Das ist `ne ganz schön komplizierte Diskussion. Grundsätzlich sehe ich nicht, dass die gestrige Quote auf einen baldigen Niedergang des Boxsports im Fernsehen hindeutet. Sie war in Ordnung dafür, dass gutes Wetter war und vielleicht doch der ein oder andere lieber einen Wochenend-Kurztrip gemacht hat, als sich zwölf Runden lang das unattraktive Gewürge von Ruiz und Valuev reinzuziehen.
Man muss bei der ganzen Diskussion ein paar Sachen auseinander halten:
1. Boxen ist kein Volkssport wie Fußball. Es lebt vom Charakter des Spektakels. Das wissen die Fernsehsender und spielen diese Karte bewusst aus. Der zweifelhafte Erfolg von Valuev ist ein Beispiel dafür. Er kann nicht gut boxen, und würde man ihn um zwanzig Zentimeter schrumpfen, wäre er nicht mal unter den Top 100 und keine Sau würde seine Kämpfe anschauen. Aber so wie er ist, kann man ihn dem Publikum als "Sensation" verkaufen. Fernsehen ist Showbusiness. Von daher liegt es alleine schon in der Sache des Mediums, die Show-Aspekte des Boxens über die eigentlichen sportlichen Werte zu stellen.
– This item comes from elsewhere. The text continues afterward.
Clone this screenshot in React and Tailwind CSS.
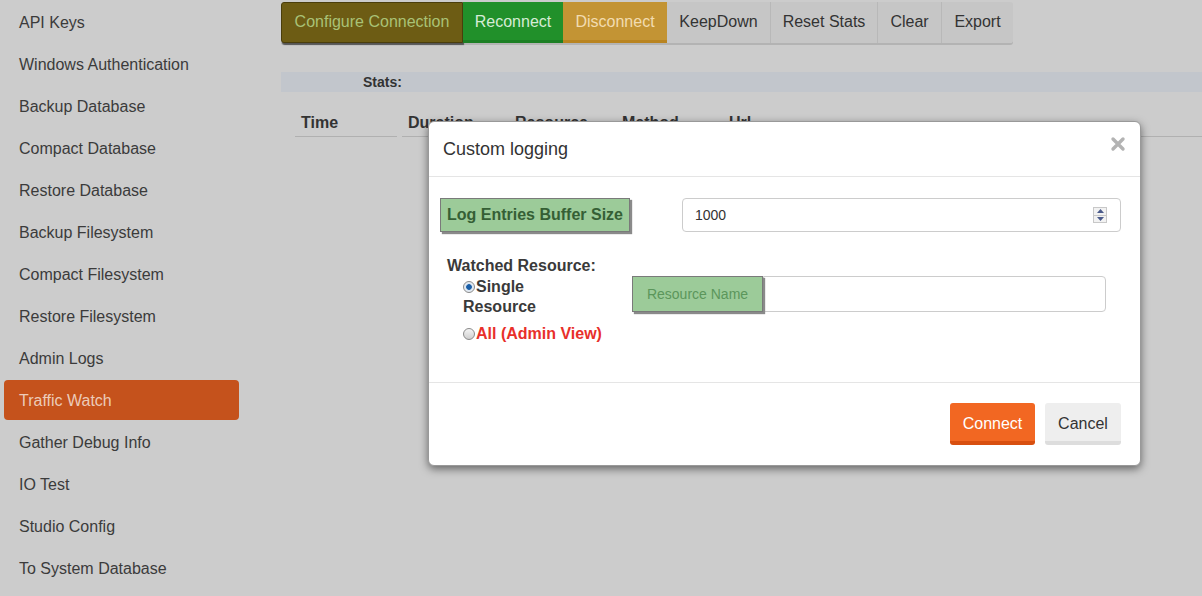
const font = { fontFamily: '"Liberation Sans", Arial, sans-serif' }

const menu = [
  'API Keys',
  'Windows Authentication',
  'Backup Database',
  'Compact Database',
  'Restore Database',
  'Backup Filesystem',
  'Compact Filesystem',
  'Restore Filesystem',
  'Admin Logs',
  'Traffic Watch',
  'Gather Debug Info',
  'IO Test',
  'Studio Config',
  'To System Database',
]

function Sidebar() {
  return (
    <div className="w-[281px] shrink-0 pl-1 pr-[42px] pt-[2px] flex flex-col gap-[2px]">
      {menu.map((m) => (
        <div
          key={m}
          className={
            m === 'Traffic Watch'
              ? 'h-10 flex items-center pl-[15px] pt-[2px] rounded-[4px] bg-[#c5521c] text-[#eccbb9] text-[16px]'
              : 'h-10 flex items-center pl-[15px] pt-[2px] text-[#3b3b3b] text-[16px]'
          }
        >
          {m}
        </div>
      ))}
    </div>
  )
}

function Toolbar() {
  const grey = 'h-full flex items-center justify-center whitespace-nowrap bg-[#c6c6c6] text-[#333] border-r border-[#b8b8b8] pb-[1px]'
  return (
    <div className="flex h-[41px] w-[732px] text-[16px] rounded-[3px] shadow-[0_2px_0_#b3b3b3]">
      <div className="h-full w-[182px] flex items-center justify-center whitespace-nowrap pb-[1px] bg-[#6d5c14] text-[#a9c276] border border-[#4a3e0c] shadow-[1px_2px_1px_#555] rounded-l-[3px]">
        Configure Connection
      </div>
      <div className="h-full w-[100px] flex items-center justify-center whitespace-nowrap pb-[1px] bg-[#21902a] text-[#d6ecd6] shadow-[inset_0_-3px_0_#1c7f24]">
        Reconnect
      </div>
      <div className="h-full w-[104px] flex items-center justify-center whitespace-nowrap pb-[1px] bg-[#c39434] text-[#f2dcb0] shadow-[inset_0_-3px_0_#b98420]">
        Disconnect
      </div>
      <div className={grey + ' w-[104px]'}>KeepDown</div>
      <div className={grey + ' w-[107px]'}>Reset Stats</div>
      <div className={grey + ' w-[64px]'}>Clear</div>
      <div className="h-full w-[71px] flex items-center justify-center pb-[1px] bg-[#c6c6c6] text-[#333] rounded-r-[3px]">Export</div>
    </div>
  )
}

function Main() {
  const cols = ['Time', 'Duration', 'Resource', 'Method', 'Url']
  return (
    <div className="flex-1 pt-[2px]">
      <Toolbar />
      <div className="mt-[29px] h-5 bg-[#c2c6cc] flex items-center pl-[82px] text-[14px] font-bold text-[#333]">
        Stats:
      </div>
      <div className="mt-[15px] ml-[14px] flex gap-[5px]">
        {cols.map((c) => (
          <div key={c} className="w-[102px] h-[30px] flex items-center pl-[6px] pt-[2px] border-b border-[#b0b0b0] text-[16px] font-bold text-[#333]">
            {c}
          </div>
        ))}
        <div className="flex-1 border-b border-[#b0b0b0]" />
      </div>
    </div>
  )
}

function Spinner() {
  return (
    <div className="flex flex-col w-[14px] h-[16px] border border-[#c8c8c8] bg-[#f2f2f2]">
      <div className="flex-1 flex items-center justify-center border-b border-[#c8c8c8]">
        <svg width="7" height="4" viewBox="0 0 7 4"><path d="M0 4 L3.5 0 L7 4 Z" fill="#4a5a8a" /></svg>
      </div>
      <div className="flex-1 flex items-center justify-center">
        <svg width="7" height="4" viewBox="0 0 7 4"><path d="M0 0 L3.5 4 L7 0 Z" fill="#4a5a8a" /></svg>
      </div>
    </div>
  )
}

function Radio({ checked }) {
  return (
    <span
      className={
        'inline-block w-[12px] h-[12px] rounded-full border border-[#8a8a8a] mr-[1px] align-[-1px] ' +
        (checked ? 'bg-[radial-gradient(circle,#1a5fa8_0,#1a5fa8_35%,#dbe6f2_45%,#f4f4f4_100%)]' : 'bg-[linear-gradient(#f4f4f4,#cfcfcf)]')
      }
    />
  )
}

function Modal() {
  return (
    <div className="absolute left-[428px] top-[121px] w-[713px] h-[345px] bg-white rounded-[6px] border border-[#999] shadow-[0_3px_9px_rgba(0,0,0,0.5)]">
      <div className="h-[55px] border-b border-[#e5e5e5] flex items-center justify-between pl-[14px] pr-[14px]">
        <div className="text-[18px] text-[#333]">Custom logging</div>
        <svg width="16" height="16" viewBox="0 0 16 16" className="mt-[-10px]">
          <path d="M3 3 L13 13 M13 3 L3 13" stroke="#b3b3b3" strokeWidth="3.4" strokeLinecap="round" />
        </svg>
      </div>
      <div className="h-[206px] border-b border-[#e5e5e5] pt-[21px]">
        <div className="flex items-center pl-[11px] pr-[19px]">
          <div className="w-[190px] h-[34px] flex items-center justify-center bg-[#9ccb99] border border-[#7a7a7a] shadow-[2px_2px_1px_#8a8a8a] text-[16px] font-bold text-[#355f35]">
            Log Entries Buffer Size
          </div>
          <div className="ml-[52px] flex-1 h-[34px] rounded-[4px] border border-[#cccccc] flex items-center justify-between pl-[12px] pr-[13px] text-[14px] text-[#333]">
            <span>1000</span>
            <Spinner />
          </div>
        </div>
        <div className="flex pl-[18px] pr-[34px] mt-[24px]">
          <div className="w-[185px] text-[16px] font-bold text-[#3a3a3a] leading-[20px]">
            <div>Watched Resource:</div>
            <div className="pl-[16px] w-[120px] mt-[1px]">
              <Radio checked />Single Resource
            </div>
            <div className="pl-[16px] mt-[7px] text-[#e8302a]">
              <Radio />All (Admin View)
            </div>
          </div>
          <div className="flex-1 flex mt-[20px] h-[36px]">
            <div className="w-[131px] h-[36px] flex items-center justify-center bg-[#9ccb99] border border-[#7a7a7a] shadow-[2px_2px_1px_#8a8a8a] text-[14px] text-[#5b965b] relative z-10">
              Resource Name
            </div>
            <div className="flex-1 h-[36px] border border-[#cccccc] rounded-r-[4px]" />
          </div>
        </div>
      </div>
      <div className="flex justify-end gap-[10px] pr-[19px] pt-[20px]">
        <div className="w-[85px] h-[42px] flex items-center justify-center rounded-[3px] bg-[#f26722] border-b-[4px] border-[#d84f10] text-white text-[16px] pt-[4px]">
          Connect
        </div>
        <div className="w-[76px] h-[42px] flex items-center justify-center rounded-[3px] bg-[#eeeeee] border-b-[4px] border-[#dddddd] text-[#333] text-[16px] pt-[4px]">
          Cancel
        </div>
      </div>
    </div>
  )
}

export default function App() {
  return (
    <div style={font} className="relative w-[1202px] h-[596px] overflow-hidden bg-[#cccccc] flex">
      <Sidebar />
      <Main />
      <Modal />
    </div>
  )
}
2. Fernsehsender wissen sehr genau, dass fest etablierte Fernsehgesichter häufig über Erfolg oder Misserfolg entscheiden. Die Boxer sind Waren, die dem Publikum angeboten werden. Und wenn eine Ware gut eingeführt ist und zudem Spektakel verspricht, dann sind die Sender glücklich. Klitschko ist ein Beispiel dafür. Wer seine Kämpfe guckt, weiß in der Regel, was ihn erwartet: einen sympathischen, gut aussehenden Siegertypen, der seine Gegner spektakulär ausknockt und auch noch was in der Birne hat (Wow! Der hat ja sogar einen Doktortitel!). Es gibt in jüngster Zeit wohl kaum einen Boxer, dessen Image geschickter aufgebaut wurde, als das von Wladimir. Er ist einzigartig UND spektakulär - und deshalb schwebt er auch in Quotenbereichen, von denen andere nur träumen können!
3. Weil Fernsehsender den Boxsport aufbereiten, wie sie ihn aufbereiten, werden die Boxer auf Slogans reduziert (Abraham - der "Blutboxer", Valuev - der "russische Riese", Maske - der "Gentleman"). Hat ein Boxer seine erfolgreiche Nische gefunden, dann hat man eine Kuh, die man melken kann bis zum Umfallen. Das beste Beispiel ist doch Axel Schulz. Der hat gegen Foreman einen einzigen guten Kampf gemacht, aber alleine das "Schmeling-Nachfolge-Image" hat gereicht, dass er sogar zehn Jahre später noch Hammerquoten einfährt, obwohl seine Leistungen schon früher meistens alles andere als weltmeisterlich waren. Für den Sport war es ein Segen, dass Brian Minto dieser Farce ein unkorregierbares Ende gesetzt hat, in der Sportredaktion von RTL dürften Tränen gerollt sein!
4. Es wird oft gesagt, der Zuschauer bevorzugt deutsche Boxer - im Prinzip glaube ich aber, viele Zuschauer bevorzugen vor allem Boxer, mit denen sie sich identifizieren können! Das kann über die Nationalität gehen (Schulz), oder über die Siegermentalität (Klitschko). Eigentlich ist es völlig egal, Hauptsache das Publikum kriegt das, was es erwartet!
Wenn man alle diese Punkte zusammenzieht, wird schnell klar, wer der Verlierer in dieser ganzen Geschichte ist: Der Fan des BoxSPORTS! Der Showgeschmack des breiten Publikums wandelt sich, und wenn das breite Publikum eine andere Form des Spektakels will und sich vom Boxen abwendet, werden die Sender mitziehen und Boxen zugunsten von Baumscheiben-Wettschleudern aus dem Programm nehmen. Die Leidtragenden sind alle, denen das ganze Showgedöns egal ist und die einfach nur gute Boxkämpfe sehen wollen! Aber ich befürchte, daran ist nichts zu ändern!